536 millions d’excédent budgétaire en 2016 ! C’est 20 % de notre budget ! Ce sont des sommes indécentes, inimaginables. Cela ne s’explique pas. L’an dernier vous aviez avancé des arguments sur des recettes imprévisibles beaucoup plus importantes pour justifier les 236 millions d’excédent. A ce niveau-là, au regard des montants, il ne peut s’agir de simples erreurs de calcul, de prévision. Vos choix sont moribonds. Il pousse au délitement de notre société. Vous participez à la confiscation des richesses. Vous refusez la solidarité territoriale au sein de la Métropole en créant un hyper département de privilégiés. Vous refusez la solidarité à votre population. Cela ne fait qu’accentuer les inégalités territoriales qui existent ici.

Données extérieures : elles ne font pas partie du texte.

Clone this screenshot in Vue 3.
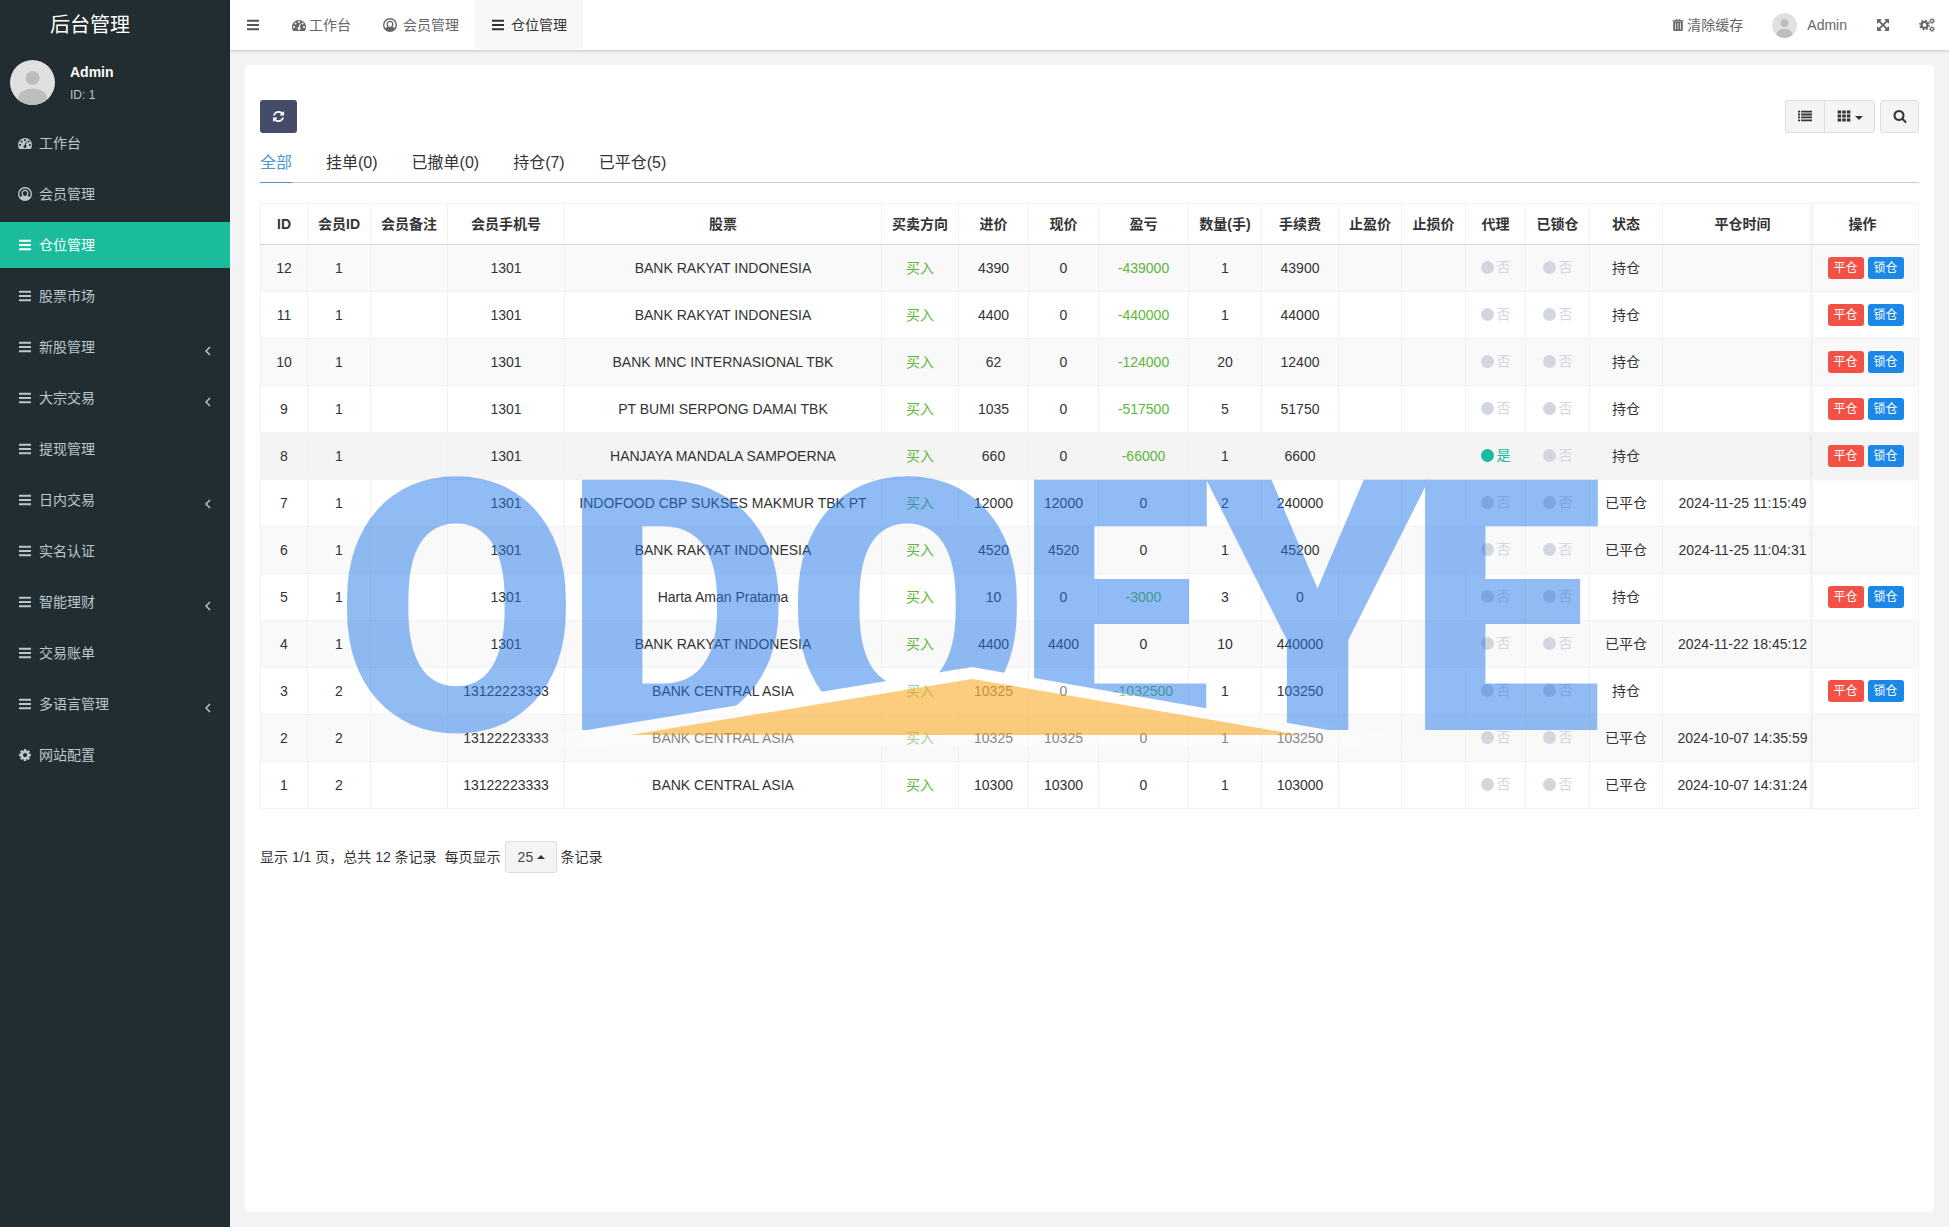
<script setup>
import { ref } from 'vue'

const icons = {
  dashboard: 'M384 1152q0-53-37.500-90.500t-90.500-37.500-90.500 37.500-37.500 90.500 37.500 90.500 90.500 37.500 90.500-37.500 37.500-90.500zm192-448q0-53-37.500-90.500t-90.500-37.500-90.500 37.500-37.500 90.500 37.500 90.500 90.500 37.500 90.500-37.500 37.500-90.500zm428 481l101-382q6-26-7.500-48.500t-38.500-29.500-48 6.500-30 39.500l-101 382q-60 5-107 43.500t-63 98.500q-20 77 20 146t117 89 146-20 89-117q16-60-6-117t-72-91zm660-33q0-53-37.500-90.500t-90.500-37.500-90.500 37.500-37.500 90.500 37.500 90.500 90.500 37.500 90.500-37.500 37.500-90.500zm-640-640q0-53-37.500-90.500t-90.500-37.500-90.500 37.500-37.500 90.500 37.500 90.500 90.500 37.500 90.500-37.500 37.500-90.500zm448 192q0-53-37.500-90.500t-90.500-37.500-90.500 37.500-37.500 90.500 37.500 90.500 90.500 37.500 90.500-37.500 37.500-90.500zm320 448q0 261-141 483-19 29-54 29h-1402q-35 0-54-29-141-221-141-483 0-182 71-348t191-286 286-191 348-71 348 71 286 191 191 286 71 348z',
  user: 'M896 0a896 896 0 1 0 0 1792a896 896 0 1 0 0-1792zM896 190a706 706 0 0 1 560 1136q-60-170-240-200q120-140 120-340c0-270-180-450-440-450s-440 180-440 450q0 200 120 340q-180 30-240 200a706 706 0 0 1 560-1136zM896 500c160 0 270 110 270 280q0 150-80 260q-90 100-190 100t-190-100q-80-110-80-260c0-170 110-280 270-280z',
  bars: 'M128 226h1536v240h-1536zM128 776h1536v240h-1536zM128 1326h1536v240h-1536z',
  cog: 'M1152 896q0-106-75-181t-181-75-181 75-75 181 75 181 181 75 181-75 75-181zm512-109v222q0 12-8 23t-20 13l-185 28q-19 54-39 91 35 50 107 138 10 12 10 25t-9 23q-27 37-99 108t-94 71q-12 0-26-9l-138-108q-44 23-91 38-16 136-29 186-7 28-36 28h-222q-14 0-24.500-8.500t-11.500-21.500l-28-184q-49-16-90-37l-141 107q-10 9-25 9-14 0-25-11-126-114-165-168-7-10-7-23 0-12 8-23 15-21 51-66.500t54-70.500q-27-50-41-99l-183-27q-13-2-21-12.500t-8-23.500v-222q0-12 8-23t19-13l186-28q14-46 39-92-40-57-107-138-10-12-10-24 0-10 9-23 26-36 98.500-107.500t94.500-71.500q13 0 26 10l138 107q44-23 91-38 16-136 29-186 7-28 36-28h222q14 0 24.500 8.500t11.500 21.500l28 184q49 16 90 37l142-107q9-9 24-9 13 0 25 10 129 119 165 170 7 8 7 22 0 12-8 23-15 21-51 66.500t-54 70.500q26 50 41 98l183 28q13 2 21 12.500t8 23.500z',
  refresh: 'M1639 1056q0 5-1 7-64 268-268 434.500t-478 166.500q-146 0-282.500-55t-243.500-157l-129 129q-19 19-45 19t-45-19-19-45v-448q0-26 19-45t45-19h448q26 0 45 19t19 45-19 45l-137 137q71 66 161 102t187 36q134 0 250-65t186-179q11-17 53-117 8-23 30-23h192q13 0 22.500 9.500t9.500 22.500zm25-800v448q0 26-19 45t-45 19h-448q-26 0-45-19t-19-45 19-45l138-138q-148-137-349-137-134 0-250 65t-186 179q-11 17-53 117-8 23-30 23h-199q-13 0-22.500-9.500t-9.500-22.500v-7q65-268 270-434.500t480-166.500q146 0 284 55.500t245 156.500l130-129q19-19 45-19t45 19 19 45z',
  expand: 'M1411 541l-355 355 355 355 144-144q29-31 70-14 39 17 39 59v448q0 26-19 45t-45 19h-448q-42 0-59-40-17-39 14-69l144-144-355-355-355 355 144 144q31 30 14 69-17 40-59 40h-448q-26 0-45-19t-19-45v-448q0-42 40-59 39-17 69 14l144 144 355-355-355-355-144 144q-19 19-45 19-12 0-24-5-40-17-40-59v-448q0-26 19-45t45-19h448q42 0 59 40 17 39-14 69l-144 144 355 355 355-355-144-144q-31-30-14-69 17-40 59-40h448q26 0 45 19t19 45v448q0 42-39 59-13 5-25 5-26 0-45-19z',
  search: 'M1216 832q0-185-131.500-316.500t-316.500-131.500-316.500 131.500-131.500 316.500 131.500 316.500 316.500 131.500 316.500-131.500 131.500-316.500zm512 832q0 52-38 90t-90 38q-54 0-90-38l-343-342q-179 124-399 124-143 0-273.500-55.500t-225-150-150-225-55.500-273.500 55.500-273.500 150-225 225-150 273.500-55.500 273.500 55.500 225 150 150 225 55.500 273.500q0 220-124 399l343 343q37 37 37 90z',
  trash: 'M640 128h512l80 160h368v128h-1408v-128h368zM720 200l-44 88h440l-44-88zM288 450h1216v1100q0 110-100 110h-1016q-100 0-100-110zM540 620v860h100v-860zM846 620v860h100v-860zM1152 620v860h100v-860z',
  list: 'M0 220h260v230h-260zM400 220h1392v230h-1392zM0 590h260v230h-260zM400 590h1392v230h-1392zM0 960h260v230h-260zM400 960h1392v230h-1392zM0 1330h260v230h-260zM400 1330h1392v230h-1392z',
  grid: 'M80 200h450v370h-450zM670 200h450v370h-450zM1260 200h450v370h-450zM80 710h450v370h-450zM670 710h450v370h-450zM1260 710h450v370h-450zM80 1220h450v370h-450zM670 1220h450v370h-450zM1260 1220h450v370h-450z',
}

const menu = [
  { label: '工作台', icon: 'dashboard' },
  { label: '会员管理', icon: 'user' },
  { label: '仓位管理', icon: 'bars', active: true },
  { label: '股票市场', icon: 'bars' },
  { label: '新股管理', icon: 'bars', sub: true },
  { label: '大宗交易', icon: 'bars', sub: true },
  { label: '提现管理', icon: 'bars' },
  { label: '日内交易', icon: 'bars', sub: true },
  { label: '实名认证', icon: 'bars' },
  { label: '智能理财', icon: 'bars', sub: true },
  { label: '交易账单', icon: 'bars' },
  { label: '多语言管理', icon: 'bars', sub: true },
  { label: '网站配置', icon: 'cog' },
]

const filters = ['全部', '挂单(0)', '已撤单(0)', '持仓(7)', '已平仓(5)']
const activeFilter = ref(0)
const pageSize = ref('25')

const columns = ['ID', '会员ID', '会员备注', '会员手机号', '股票', '买卖方向', '进价', '现价', '盈亏', '数量(手)', '手续费', '止盈价', '止损价', '代理', '已锁仓', '状态', '平仓时间', '操作']

const row = (id, member, phone, stock, open, now, profit, qty, fee, closedAt = '', agent = false) =>
  ({ id, member, phone, stock, open, now, profit, qty, fee, closedAt, agent })

const rows = [
  row(12, 1, '1301', 'BANK RAKYAT INDONESIA', 4390, 0, -439000, 1, 43900),
  row(11, 1, '1301', 'BANK RAKYAT INDONESIA', 4400, 0, -440000, 1, 44000),
  row(10, 1, '1301', 'BANK MNC INTERNASIONAL TBK', 62, 0, -124000, 20, 12400),
  row(9, 1, '1301', 'PT BUMI SERPONG DAMAI TBK', 1035, 0, -517500, 5, 51750),
  row(8, 1, '1301', 'HANJAYA MANDALA SAMPOERNA', 660, 0, -66000, 1, 6600, '', true),
  row(7, 1, '1301', 'INDOFOOD CBP SUKSES MAKMUR TBK PT', 12000, 12000, 0, 2, 240000, '2024-11-25 11:15:49'),
  row(6, 1, '1301', 'BANK RAKYAT INDONESIA', 4520, 4520, 0, 1, 45200, '2024-11-25 11:04:31'),
  row(5, 1, '1301', 'Harta Aman Pratama', 10, 0, -3000, 3, 0),
  row(4, 1, '1301', 'BANK RAKYAT INDONESIA', 4400, 4400, 0, 10, 440000, '2024-11-22 18:45:12'),
  row(3, 2, '13122223333', 'BANK CENTRAL ASIA', 10325, 0, -1032500, 1, 103250),
  row(2, 2, '13122223333', 'BANK CENTRAL ASIA', 10325, 10325, 0, 1, 103250, '2024-10-07 14:35:59'),
  row(1, 2, '13122223333', 'BANK CENTRAL ASIA', 10300, 10300, 0, 1, 103000, '2024-10-07 14:31:24'),
]
</script>

<template>
  <div class="layout">
    <aside class="sidebar">
      <a href="#" class="brand">后台管理</a>
      <div class="profile">
        <svg class="avatar" viewBox="0 0 45 45" aria-hidden="true">
          <clipPath id="face"><circle cx="22.5" cy="22.5" r="22.5" /></clipPath>
          <g clip-path="url(#face)">
            <rect width="45" height="45" fill="#e0e0e0" />
            <circle cx="22.500" cy="18" r="7" fill="#bdbdbd" />
            <ellipse cx="22.500" cy="38" rx="14.500" ry="9.500" fill="#bdbdbd" />
          </g>
        </svg>
        <div>
          <p class="name">Admin</p>
          <p class="uid">ID: 1</p>
        </div>
      </div>
      <nav class="menu">
        <a v-for="m in menu" :key="m.label" href="#" :class="{ active: m.active }">
          <svg class="icon" viewBox="0 0 1792 1792"><path :d="icons[m.icon]" fill-rule="evenodd" /></svg>
          <span>{{ m.label }}</span>
          <svg v-if="m.sub" class="arrow" viewBox="0 0 6 10"><path d="M5 1L1 5l4 4" /></svg>
        </a>
      </nav>
    </aside>

    <div class="content">
      <header class="topbar">
        <button class="toggle" type="button" aria-label="菜单">
          <svg class="icon" viewBox="0 0 1792 1792"><path :d="icons.bars" /></svg>
        </button>
        <nav class="tabs">
          <a href="#" class="tight"><svg class="icon" viewBox="0 0 1792 1792"><path :d="icons.dashboard" fill-rule="evenodd" /></svg>工作台</a>
          <a href="#"><svg class="icon" viewBox="0 0 1792 1792"><path :d="icons.user" fill-rule="evenodd" /></svg>会员管理</a>
          <a href="#" class="active"><svg class="icon" viewBox="0 0 1792 1792"><path :d="icons.bars" /></svg>仓位管理</a>
        </nav>
        <nav class="tools">
          <a href="#" class="clear"><svg class="icon" viewBox="0 0 1792 1792"><path :d="icons.trash" fill-rule="evenodd" /></svg>清除缓存</a>
          <a href="#" class="account">
            <svg class="avatar" viewBox="0 0 45 45" aria-hidden="true">
              <g clip-path="url(#face)">
                <rect width="45" height="45" fill="#e0e0e0" />
                <circle cx="22.500" cy="18" r="7" fill="#bdbdbd" />
                <ellipse cx="22.500" cy="38" rx="14.500" ry="9.500" fill="#bdbdbd" />
              </g>
            </svg>
            Admin
          </a>
          <a href="#" aria-label="全屏"><svg class="icon" viewBox="0 0 1792 1792"><path :d="icons.expand" /></svg></a>
          <a href="#" aria-label="设置">
            <svg class="cogs" viewBox="0 0 16 14">
              <g fill="none">
                <circle cx="5.500" cy="7" r="3" stroke-width="2.200" />
                <circle cx="5.500" cy="7" r="4.700" stroke-width="1.400" stroke-dasharray="1.850 1.840" />
                <circle cx="13" cy="3" r="1.500" stroke-width="1.200" />
                <circle cx="13" cy="3" r="2.400" stroke-width="1" stroke-dasharray="1 0.880" />
                <circle cx="13" cy="11" r="1.500" stroke-width="1.200" />
                <circle cx="13" cy="11" r="2.400" stroke-width="1" stroke-dasharray="1 0.880" />
              </g>
            </svg>
          </a>
        </nav>
      </header>

      <main class="panel">
        <div class="toolbar">
          <button class="refresh" type="button" aria-label="刷新">
            <svg class="icon" viewBox="0 0 1792 1792"><path :d="icons.refresh" /></svg>
          </button>
          <div class="actions">
            <div class="group">
              <button type="button" aria-label="切换"><svg class="icon" viewBox="0 0 1792 1792"><path :d="icons.list" /></svg></button>
              <button type="button" aria-label="列" class="cols">
                <svg class="icon" viewBox="0 0 1792 1792"><path :d="icons.grid" /></svg>
                <svg class="caret" viewBox="0 0 8 4"><path d="M0 0h8l-4 4z" /></svg>
              </button>
            </div>
            <button type="button" class="find" aria-label="搜索"><svg class="icon" viewBox="0 0 1792 1792"><path :d="icons.search" fill-rule="evenodd" /></svg></button>
          </div>
        </div>

        <nav class="filters">
          <a v-for="(f, i) in filters" :key="f" href="#" :class="{ active: i === activeFilter }" @click.prevent="activeFilter = i">{{ f }}</a>
        </nav>

        <div class="table-box">
          <table>
            <colgroup><col v-for="(c, i) in columns" :key="c" :class="'c' + i"></colgroup>
            <thead>
              <tr><th v-for="c in columns" :key="c">{{ c }}</th></tr>
            </thead>
            <tbody>
              <tr v-for="r in rows" :key="r.id" :class="{ current: r.agent }">
                <td>{{ r.id }}</td>
                <td>{{ r.member }}</td>
                <td></td>
                <td>{{ r.phone }}</td>
                <td>{{ r.stock }}</td>
                <td class="green">买入</td>
                <td>{{ r.open }}</td>
                <td>{{ r.now }}</td>
                <td :class="{ green: r.profit < 0 }">{{ r.profit }}</td>
                <td>{{ r.qty }}</td>
                <td>{{ r.fee }}</td>
                <td></td>
                <td></td>
                <td><span class="flag" :class="{ on: r.agent }">{{ r.agent ? '是' : '否' }}</span></td>
                <td><span class="flag">否</span></td>
                <td>{{ r.closedAt ? '已平仓' : '持仓' }}</td>
                <td>{{ r.closedAt }}</td>
                <td>
                  <div v-if="!r.closedAt" class="ops">
                    <button type="button" class="close">平仓</button>
                    <button type="button" class="lock">锁仓</button>
                  </div>
                </td>
              </tr>
            </tbody>
          </table>

          <svg class="watermark" viewBox="0 -100 1280 460" width="1280" height="460">
            <clipPath id="above"><path d="M-20 -20H1280V290H1090V278L632 197L174 272V290H-20z" /></clipPath>
            <linearGradient id="fade">
              <stop offset="0" stop-color="#fff" stop-opacity="0" />
              <stop offset=".15" stop-color="#fff" stop-opacity=".4" />
              <stop offset=".85" stop-color="#fff" stop-opacity=".4" />
              <stop offset="1" stop-color="#fff" stop-opacity="0" />
            </linearGradient>
            <path d="M150 276L632 197L1110 274V276z" fill="url(#fade)" />
            <path d="M290 265L632 209L960 265z" fill="#fa9c00" fill-opacity=".5" />
            <g clip-path="url(#above)" opacity=".5">
              <text class="wordmark" x="-5 223 446 675 867 1066" y="260">ODOEYE</text>
            </g>
          </svg>
        </div>

        <footer class="pager">
          <span>显示 1/1 页，总共 12 条记录</span>
          <label for="page-size">每页显示</label>
          <span class="size">
            <select id="page-size" v-model="pageSize">
              <option>10</option>
              <option>25</option>
              <option>50</option>
            </select>
            <svg class="caret" viewBox="0 0 8 4"><path d="M0 4h8l-4-4z" /></svg>
          </span>
          <span>条记录</span>
        </footer>
      </main>
    </div>
  </div>
</template>

<style>
body {
  background: #f1f3f5;
}
</style>

<style scoped>
* {
  box-sizing: border-box;
}
.layout {
  display: flex;
  min-height: 100vh;
  font: 14px/20px "Liberation Sans", "Noto Sans CJK SC", sans-serif;
  color: #333;
}
a {
  color: inherit;
  text-decoration: none;
}
button,
select {
  font: inherit;
  cursor: pointer;
}
p {
  margin: 0;
}
.icon {
  width: 14px;
  height: 14px;
  fill: currentColor;
  flex: none;
}

/* sidebar */
.sidebar {
  width: 230px;
  flex: none;
  background: #222d32;
  color: #b8c7ce;
}
.brand {
  display: block;
  height: 50px;
  padding-right: 50px;
  line-height: 50px;
  text-align: center;
  font-size: 20px;
  color: #fff;
}
.profile {
  display: flex;
  gap: 15px;
  padding: 10px 10px 15px;
}
.profile .avatar {
  width: 45px;
  height: 45px;
}
.name {
  margin-top: 2px;
  color: #fff;
  font-weight: bold;
}
.uid {
  margin-top: 3px;
  font-size: 12px;
}
.menu {
  display: flex;
  flex-direction: column;
  gap: 5px;
}
.menu a {
  display: flex;
  align-items: center;
  height: 46px;
  padding: 0 19px 0 18px;
  gap: 7px;
}
.menu a.active {
  background: #1abc9c;
  color: #fff;
}
.arrow {
  width: 6px;
  height: 10px;
  margin: 8px 0 0 auto;
  fill: none;
  stroke: currentColor;
  stroke-width: 1.5;
}

/* top bar */
.content {
  flex: 1;
  min-width: 0;
  display: flex;
  flex-direction: column;
}
.topbar {
  display: flex;
  height: 50px;
  background: #fff;
  color: #666;
  box-shadow: 0 1px 3px rgba(0, 0, 0, 0.2);
}
.toggle {
  width: 46px;
  padding: 0;
  border: 0;
  background: none;
  color: #555;
}
.toggle .icon {
  display: block;
  margin: 0 auto;
}
.tabs {
  display: flex;
  height: 49px;
}
.tabs a {
  display: flex;
  align-items: center;
  gap: 6px;
  padding: 0 16px;
}
.tabs a.tight {
  gap: 3px;
}
.tabs a.active {
  background: #f8f8f8;
  color: #333;
}
.tools {
  display: flex;
  align-items: center;
  gap: 29px;
  margin-left: auto;
  padding-right: 14px;
}
.tools a {
  display: flex;
  align-items: center;
}
.clear {
  gap: 2px;
}
.account {
  gap: 10px;
}
.account .avatar {
  width: 25px;
  height: 25px;
}
.cogs {
  width: 16px;
  height: 14px;
  stroke: currentColor;
}

/* panel */
.panel {
  flex: 1;
  margin: 15px;
  padding: 35px 15px 20px;
  background: #fff;
  border-radius: 4px;
}
.toolbar {
  display: flex;
  justify-content: space-between;
}
.refresh {
  width: 37px;
  height: 33px;
  padding: 0;
  border: 0;
  border-radius: 3px;
  background: #444c69;
  color: #fff;
}
.refresh .icon {
  display: block;
  width: 13px;
  height: 13px;
  margin: 0 auto;
}
.actions {
  display: flex;
  gap: 5px;
}
.actions button {
  display: flex;
  align-items: center;
  justify-content: center;
  gap: 4px;
  width: 39px;
  height: 33px;
  padding: 0 0 2px;
  border: 1px solid #ddd;
  border-radius: 3px;
  background: #f4f4f4;
  color: #333;
}
.group {
  display: flex;
}
.group button:first-child {
  border-right: 0;
  border-radius: 3px 0 0 3px;
}
.group .cols {
  width: 51px;
  border-radius: 0 3px 3px 0;
}
.caret {
  width: 8px;
  height: 4px;
  fill: #333;
}
.cols .caret {
  margin-top: 4px;
}
.filters {
  display: flex;
  gap: 34px;
  height: 50px;
  margin-bottom: 20px;
  border-bottom: 1px solid #ccc;
  font-size: 16px;
}
.filters a {
  display: flex;
  align-items: center;
  height: 50px;
  padding-top: 10px;
}
.filters .active {
  color: #4b97d0;
  border-bottom: 1px solid #4b97d0;
}

/* table */
.table-box {
  position: relative;
}
table {
  width: 100%;
  table-layout: fixed;
  border-collapse: collapse;
}
.c0 { width: 47px; }
.c1, .c11 { width: 63px; }
.c2, .c5, .c10 { width: 77px; }
.c3 { width: 117px; }
.c6, .c7 { width: 70px; }
.c8 { width: 90px; }
.c9, .c15 { width: 73px; }
.c12, .c14 { width: 64px; }
.c13 { width: 60px; }
.c16 { width: 150px; }
.c17 { width: 106px; }
th,
td {
  padding: 0;
  border: 1px solid #f2f2f2;
  text-align: center;
  white-space: nowrap;
}
th {
  height: 41px;
  border-bottom-color: #d8d8d8;
}
td {
  height: 47px;
}
tbody tr:nth-child(odd) {
  background: #f9f9f9;
}
tbody tr.current {
  background: #f4f4f4;
}
th:nth-child(17),
td:nth-child(17) {
  padding-left: 10px;
}
th:last-child,
td:last-child {
  box-shadow: -3px 0 4px -1px rgba(0, 0, 0, 0.08);
}
th:last-child {
  padding-right: 6px;
}
.green {
  color: #5eb63c;
}
.flag {
  display: inline-flex;
  align-items: center;
  gap: 3px;
  color: #d2d6de;
}
.flag::before {
  content: "";
  width: 13px;
  height: 13px;
  border-radius: 50%;
  background: currentColor;
}
.flag.on {
  color: #18bc9c;
}
.ops {
  display: flex;
  justify-content: center;
  gap: 4px;
}
.ops button {
  width: 36px;
  height: 22px;
  padding: 0;
  border: 0;
  border-radius: 3px;
  color: #fff;
  font-size: 12px;
  line-height: 22px;
}
.close {
  background: #f35145;
}
.lock {
  background: #1b87e6;
}
.watermark {
  position: absolute;
  left: 80px;
  top: 167px;
  pointer-events: none;
}
.wordmark {
  font: 900 352px Roboto, "Liberation Sans", sans-serif;
  fill: #2379e9;
}

/* footer */
.pager {
  display: flex;
  align-items: center;
  margin-top: 32px;
}
.pager label {
  margin: 0 4px 0 8px;
}
.size {
  position: relative;
  margin-right: 4px;
}
.size select {
  display: block;
  width: 52px;
  height: 32px;
  padding: 0 0 0 12px;
  appearance: none;
  border: 1px solid #ddd;
  border-radius: 3px;
  background: #f4f4f4;
  color: #444;
}
.size .caret {
  position: absolute;
  right: 12px;
  top: 14px;
  pointer-events: none;
}
</style>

Au-delà des mauvaises appréciations de recettes, ces 536 millions ont été grappillés sur de multiples actions, petit à petit. Baisse des subventions aux associations culturelles, aux associations caritatives, baisse des moyens du PDIRE. Parfois ces baisses ont des conséquences catastrophiques. Juste un dernier exemple avant de rendre la parole. Un grand nombre d’élus ont été interpellé par le CAMSP de Courbevoie-Neuilly sur ses difficultés qui conduisent à une réorganisation du temps de travail des agents et donc à des modifications d’amplitude des heures d’ouverture. En quoi cela nous concerne-t-il ? Eh bien, en 2016, leur subvention de fonctionnement a été amputée de 300 000 euros. Une démonstration de plus, s’il en fallait, pour montrer que vos choix politiques de restriction budgétaire drastique ont des conséquences directes sur la vie des gens. Je vous remercie.